La corrección política, que todo lo cura, impide que esté bien visto apelar a Maquiavelo como modelo, pero algunas de sus ideas siguen siendo tendencia en la vanguardia transversal del pensamiento político. Maquiavelo afirmaba sin vergüenza alguna y sin ambages que «el poder no puede alcanzarse ni mantenerse desde la bondad», que «le es preciso al gobernante aprender a no ser bueno», que «no debe el príncipe preocuparse de ser cruel si ello le resulta efectivo» y que «además de por virtud y por fortuna, puede obtenerse el poder por medio de crímenes».

El Príncipe, de Maquiavelo, es un breve pero completo manual de instrucciones para alcanzar y conservar el poder. Sus preceptos no están exentos de bienintencionados matices, de salvedades y de migajas de virtud, pero en definitiva la convicción ideológica que sostiene es que hacer política no tiene por objeto servir a la comunidad o perseguir el bien común, sino alcanzar, mantener y acrecentar el poder. Que ese poder pueda ser después utilizado en beneficio de la sociedad es algo totalmente secundario y casi carente de importancia.

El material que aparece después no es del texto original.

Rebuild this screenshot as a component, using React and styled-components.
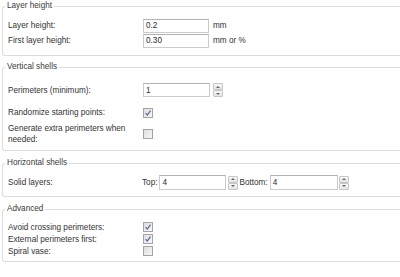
import React from "react";
import styled, { createGlobalStyle } from "styled-components";

const GlobalStyle = createGlobalStyle`
    html, body {
        margin: 0;
        padding: 0;
        background: #ffffff;
        overflow: hidden;
    }
    body {
        font-family: "Liberation Sans", Arial, sans-serif;
        font-size: 8.2px;
        color: #333333;
    }
`;

const Page = styled.div`
    width: 398px;
    padding-left: 2px;
`;

const Group = styled.fieldset`
    margin: ${props => props.$mt || 0}px 0 0 0;
    padding: ${props => props.$pt}px 0 ${props => props.$pb}px 5px;
    border: 1px solid #dcdcdc;
    border-right: none;
    border-radius: 3px 0 0 3px;
    min-width: 0;
`;

const Title = styled.legend`
    padding: 0 2px;
    margin-left: -3px;
    line-height: 12px;
    font-size: 8.2px;
    color: #3a3a3a;
`;

const Row = styled.div`
    display: grid;
    grid-template-columns: 135px auto;
    align-items: center;
    margin-top: ${props => props.$mt || 0}px;
    min-height: ${props => props.$h || 0}px;
`;

const Label = styled.div`
    line-height: 11px;
    max-width: 124px;
`;

const Controls = styled.div`
    display: flex;
    align-items: center;
`;

const Input = styled.div`
    box-sizing: border-box;
    width: ${props => props.$w || 67}px;
    height: ${props => props.$h || 14}px;
    border: 1px solid #c9cbd0;
    border-top-color: #b0b2b8;
    background: #fff;
    padding-left: 2px;
    display: flex;
    align-items: center;
    color: #2a2a2a;
`;

const Unit = styled.span`
    margin-left: 4px;
`;

const SpinWrap = styled.div`
    display: flex;
    flex-direction: column;
    margin-left: ${props => props.$ml || 2}px;
    height: 14px;
`;

const SpinButton = styled.div`
    box-sizing: border-box;
    width: 10px;
    height: 7px;
    border: 1px solid #c6c6c6;
    border-radius: 1px;
    background: linear-gradient(#f8f8f8, #e4e4e4);
    display: flex;
    align-items: center;
    justify-content: center;
`;

const Arrow = styled.div`
    width: 0;
    height: 0;
    border-left: 2px solid transparent;
    border-right: 2px solid transparent;
    ${props => props.$down
        ? "border-top: 2px solid #666;"
        : "border-bottom: 2px solid #666;"}
`;

const Box = styled.div`
    box-sizing: border-box;
    width: 10px;
    height: 10px;
    border: 1px solid #a4a4a4;
    background: linear-gradient(135deg, #dedede, #f7f7f7);
    display: flex;
    align-items: center;
    justify-content: center;
`;

const Text = styled.span`
    margin-right: ${props => props.$mr || 0}px;
    margin-left: ${props => props.$ml || 0}px;
`;

const Spinner = ({ ml }) =>
    <SpinWrap $ml={ml}>
        <SpinButton><Arrow /></SpinButton>
        <SpinButton><Arrow $down /></SpinButton>
    </SpinWrap>

const Check = ({ checked }) =>
    <Box>
        {checked &&
            <svg width="8" height="8" viewBox="0 0 8 8">
                <path d="M1.6 4.2 L3.3 6.1 L6.5 1.6" fill="none" stroke="#52659a" strokeWidth="1.2" />
            </svg>}
    </Box>

const App = () =>
    <>
        <GlobalStyle />
        <Page>
            <Group $pt={6} $pb={7}>
                <Title>Layer height</Title>
                <Row $h={15}>
                    <Label>Layer height:</Label>
                    <Controls><Input $w={66}>0.2</Input><Unit>mm</Unit></Controls>
                </Row>
                <Row $h={15}>
                    <Label>First layer height:</Label>
                    <Controls><Input $w={66}>0.30</Input><Unit>mm or %</Unit></Controls>
                </Row>
            </Group>

            <Group $mt={5} $pt={10} $pb={5}>
                <Title>Vertical shells</Title>
                <Row $h={14}>
                    <Label>Perimeters (minimum):</Label>
                    <Controls><Input>1</Input><Spinner ml={3} /></Controls>
                </Row>
                <Row $mt={10} $h={11}>
                    <Label>Randomize starting points:</Label>
                    <Controls><Check checked /></Controls>
                </Row>
                <Row $mt={5} $h={22}>
                    <Label>Generate extra perimeters when needed:</Label>
                    <Controls><Check /></Controls>
                </Row>
            </Group>

            <Group $mt={6} $pt={6} $pb={6}>
                <Title>Horizontal shells</Title>
                <Row $h={15}>
                    <Label>Solid layers:</Label>
                    <Controls>
                        <Text $mr={2} $ml={-1}>Top:</Text>
                        <Input $h={15}>4</Input>
                        <Spinner ml={2} />
                        <Text $ml={1} $mr={2}>Bottom:</Text>
                        <Input $h={15} $w={68}>4</Input>
                        <Spinner ml={1} />
                    </Controls>
                </Row>
            </Group>

            <Group $mt={6} $pt={6} $pb={4}>
                <Title>Advanced</Title>
                <Row $h={12}>
                    <Label>Avoid crossing perimeters:</Label>
                    <Controls><Check checked /></Controls>
                </Row>
                <Row $h={12}>
                    <Label>External perimeters first:</Label>
                    <Controls><Check checked /></Controls>
                </Row>
                <Row $h={12}>
                    <Label>Spiral vase:</Label>
                    <Controls><Check /></Controls>
                </Row>
            </Group>
        </Page>
    </>


export default App;
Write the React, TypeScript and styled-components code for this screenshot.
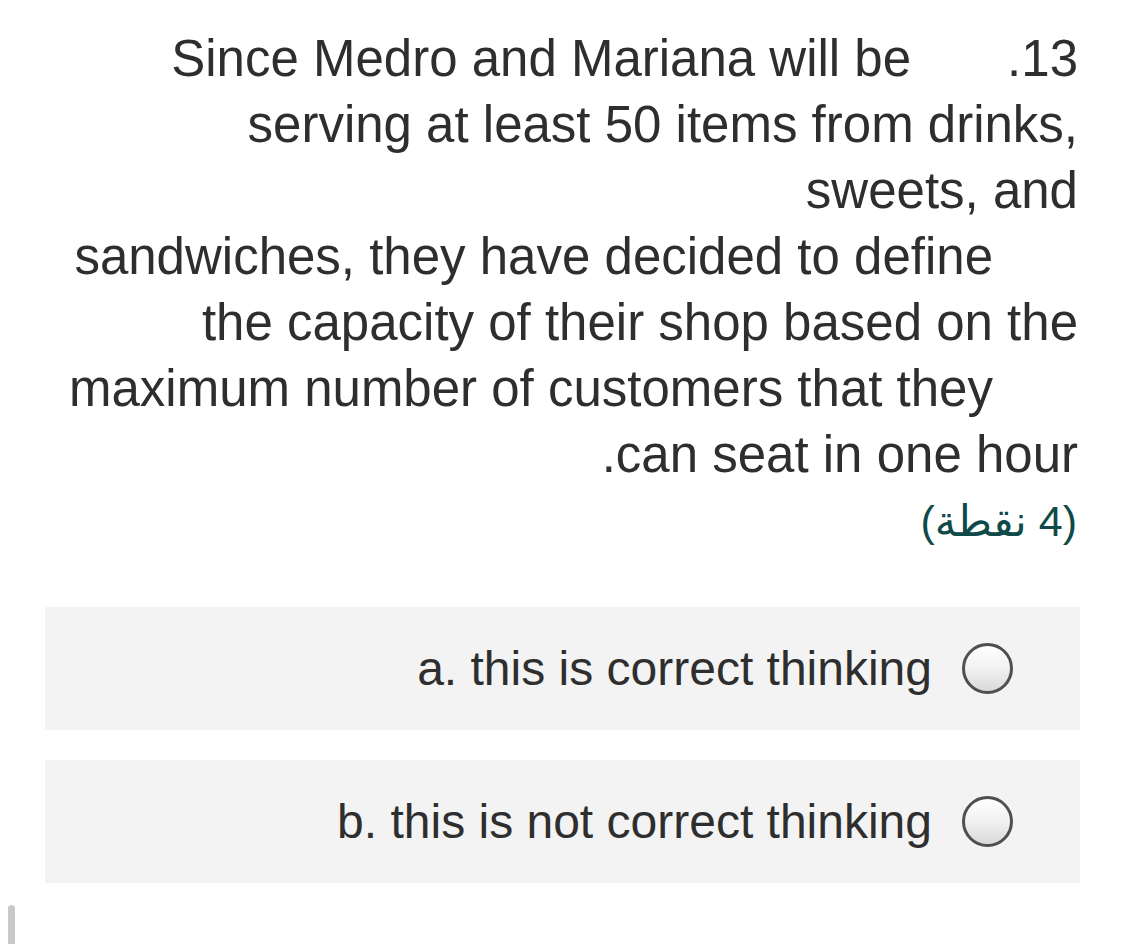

Tanto en la distópica América de Donald Trump, como en las parodias de regeneración democrática que en España compiten por exhibir todas las fuerzas políticas, los consejos dados por Maquiavelo hace cinco siglos, conservan toda su vigencia y siguen convenciendo no sólo a quienes los siguen a pies juntillas, sino también a sus pobres súbditos, ahora llamados ciudadanos, que les jalean y votan, creyéndose beneficiarios de algo más que las sobras, caídas por descuido de la abundante mesa de los poderosos.

Las distorsiones que el paso del tiempo provoca se convierten en aliadas del príncipe: una vez alcanzado el poder a cualquier precio, quien lo ostenta puede incluso utilizarlo, al menos parcialmente, para beneficiar a su pueblo, y esa buena gestión del poder ilegítimamente conquistado hace olvidar de facto el modo en que se alcanzó. Pero incluso cuando ese benéfico efecto secundario no se produce, el tiempo consolida la infamia y es el factor decisivo para el triunfo del silencio, de la ocultación, de la ignorancia, de la mentira y de la injusticia.

España es un buen ejemplo del magnífico estado de salud de que goza El Príncipe. Sólo una pequeña parte de los votantes parece dispuesta a castigar a la corrupción en las urnas. Damos la razón a Maquiavelo y premiamos a quien nos convence de que ha obrado conforme a esa particular ética del poder que incluye entre sus perversidades la de actuar sistemáticamente de forma inmoral, con la sola y falaz justificación de que tal proceder es el idóneo para garantizar una estabilidad necesaria para el progreso y el bienestar de todos nosotros, pobres desgraciados de a pie que nunca alcanzaremos a comprender la complejidad de los asuntos de Estado.